By Nathan Phan, Special Writer
PRINCETON – With great storytelling power comes great storytelling responsibility, so a comic artist needs to know how to treat the audience.
That’s the advice from comic book artist, writer and editor Carl Potts. Working for Marvel Comics for more than 13 years as an executive editor, Potts shared his experience and career as a comic book creator March 24 at Princeton University in Dodd Auditorium.
Contributing to popular comic book characters like The Incredible Hulk and Doctor Strange, Mr. Potts is known for helping to develop the comic series Alien Legion and The Punisher comic series.
“The main overall goal as a visual storyteller is to keep your viewer immersed in the story,” said Mr. Potts. “Everything else that you do, that you are working on a comic, should be serving this ultimate goal.”
Throughout his presentation, Mr. Potts described the importance of storytelling elements in comics and offered plenty of advice for creating effective, powerful stories through a combination of narrative, visuals and especially sequential visual storytelling. Encompassing decisions ranging from framing and layout to the juxtaposition of visuals and text, sequential visual storytelling is what Mr. Potts believes is the core of comics, that the choices made through it can impact the story and experience for the reader.
In 2013, Mr. Potts published The DC Comics Guide to Creating Comics: Inside the Art of Visual Storytelling, a book teaching aspiring comic book creators the essential component of sequential visual storytelling in comics. A large portion of his talk included examples from the book to explain the different effects that using certain storytelling techniques can have in comics. In developing new visual storytelling methods, Mr. Potts said comic book artists must balance between practicality and inventiveness.
“In sequential visual storytelling, the principles are not hard and fast rules,” said Mr. Potts. “They are actually concepts that if you understand them, it should be liberating in a way that should help tell your stories in a clear and compelling way.”

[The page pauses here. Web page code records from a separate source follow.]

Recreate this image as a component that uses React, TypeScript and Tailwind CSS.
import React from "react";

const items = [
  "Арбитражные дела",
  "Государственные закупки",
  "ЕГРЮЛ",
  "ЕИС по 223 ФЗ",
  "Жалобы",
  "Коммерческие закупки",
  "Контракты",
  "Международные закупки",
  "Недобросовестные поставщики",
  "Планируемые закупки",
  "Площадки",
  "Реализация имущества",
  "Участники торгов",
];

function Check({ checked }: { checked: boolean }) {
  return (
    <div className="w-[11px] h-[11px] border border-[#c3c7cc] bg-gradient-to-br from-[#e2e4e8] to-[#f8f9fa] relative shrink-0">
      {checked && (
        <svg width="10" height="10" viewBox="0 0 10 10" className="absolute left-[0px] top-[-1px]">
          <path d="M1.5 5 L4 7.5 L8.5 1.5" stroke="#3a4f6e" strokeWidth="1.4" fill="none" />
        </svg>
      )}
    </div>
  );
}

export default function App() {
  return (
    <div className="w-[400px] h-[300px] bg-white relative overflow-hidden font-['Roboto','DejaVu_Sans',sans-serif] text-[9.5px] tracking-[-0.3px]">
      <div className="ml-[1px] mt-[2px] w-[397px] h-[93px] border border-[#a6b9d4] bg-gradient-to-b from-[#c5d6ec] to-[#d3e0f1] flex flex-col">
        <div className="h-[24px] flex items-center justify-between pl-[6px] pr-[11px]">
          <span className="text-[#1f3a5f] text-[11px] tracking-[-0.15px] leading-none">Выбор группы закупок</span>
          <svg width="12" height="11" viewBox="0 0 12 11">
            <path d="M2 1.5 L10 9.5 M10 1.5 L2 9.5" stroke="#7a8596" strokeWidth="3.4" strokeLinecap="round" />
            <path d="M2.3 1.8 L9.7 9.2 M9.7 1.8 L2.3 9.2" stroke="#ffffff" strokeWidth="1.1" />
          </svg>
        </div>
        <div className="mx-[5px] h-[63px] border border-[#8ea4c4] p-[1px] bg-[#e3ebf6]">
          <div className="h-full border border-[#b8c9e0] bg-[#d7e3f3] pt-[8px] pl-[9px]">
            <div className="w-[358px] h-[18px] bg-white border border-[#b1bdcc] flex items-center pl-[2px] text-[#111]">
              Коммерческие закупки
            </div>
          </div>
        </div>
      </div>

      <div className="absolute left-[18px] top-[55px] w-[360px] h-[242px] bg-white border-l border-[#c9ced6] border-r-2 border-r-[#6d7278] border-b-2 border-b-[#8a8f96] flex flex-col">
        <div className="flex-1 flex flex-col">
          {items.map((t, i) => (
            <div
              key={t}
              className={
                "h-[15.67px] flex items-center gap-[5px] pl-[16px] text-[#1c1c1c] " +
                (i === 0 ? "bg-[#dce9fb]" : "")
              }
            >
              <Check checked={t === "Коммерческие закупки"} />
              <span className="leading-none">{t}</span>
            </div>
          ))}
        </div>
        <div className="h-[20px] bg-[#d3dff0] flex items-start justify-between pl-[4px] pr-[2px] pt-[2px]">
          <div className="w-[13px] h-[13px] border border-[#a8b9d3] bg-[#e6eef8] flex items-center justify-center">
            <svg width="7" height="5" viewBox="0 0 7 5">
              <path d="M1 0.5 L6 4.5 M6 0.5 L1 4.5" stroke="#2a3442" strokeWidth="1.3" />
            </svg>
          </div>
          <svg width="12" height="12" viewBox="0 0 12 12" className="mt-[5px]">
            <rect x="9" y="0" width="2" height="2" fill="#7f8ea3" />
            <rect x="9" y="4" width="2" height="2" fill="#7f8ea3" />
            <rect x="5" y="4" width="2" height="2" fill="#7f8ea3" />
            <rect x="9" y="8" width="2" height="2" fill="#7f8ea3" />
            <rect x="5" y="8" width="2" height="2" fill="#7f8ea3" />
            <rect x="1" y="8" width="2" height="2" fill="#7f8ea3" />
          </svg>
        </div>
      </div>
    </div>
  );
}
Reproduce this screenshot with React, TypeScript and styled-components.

Mr. Potts has served as a mentor for many leading figures in the comic book industry, including Mike Mignola, creator of the Hellboy comics, and Jim Lee, the co-publisher of DC Entertainment and Princeton University alumni of ‘86.
As an editor for Marvel, in order to better address issues that his peers struggled with, Mr. Potts read many cinematography books, especially since he found they shared storytelling aspects that he found to be useful in comics, and used them to train people in developing their storytelling skills.
Cinematography concepts like action flow continuity or the 180 Degree Rule of Cinema were incorporated into Mr. Potts’ comics and teachings, but he still made the distinction in how comics showcase a more non-linear experience compared to film and television. He described how the non-linear format of comics allows readers to reflect and review panels and information anytime, making the experience unique in being so interactive.
“In comics, the comics page itself might be a vertical frame, but you can break that space up in any number of shapes and sizes and unique panels, which gives comics a unique set of tools compared to any other visual medium,” said Mr. Potts.
For aspiring comic artists to develop into professionals, he emphasized the importance for them to achieve a wide range of skills and disciplines, especially in overcoming their drawing weaknesses and maintaining consistency in their drawing skills for readers.
“If there’s something significantly weaker, that’s what’s going to draw their [the readers’] attention, and that’s going to take them out of the flow of the story,” said Mr. Potts. “When you’re a comic book artist, you have to be able to draw everything real or imaginary at the same high level of convincing-ness.”
Mr. Potts expressed how important the special relationship is between comic creator, who leaves open spaces between the panels and tells the story reductively, and the comic reader, who must supply his/her own person knowledge and experience to fill in the gaps additively. Every comic reader’s experience is different, and Mr. Potts explained how comic creators, in creating their stories, find ways or ideas that interest many types of people.
The job of the creator is to give the reader what they expect, but not the way they expected it, said Mr. Potts.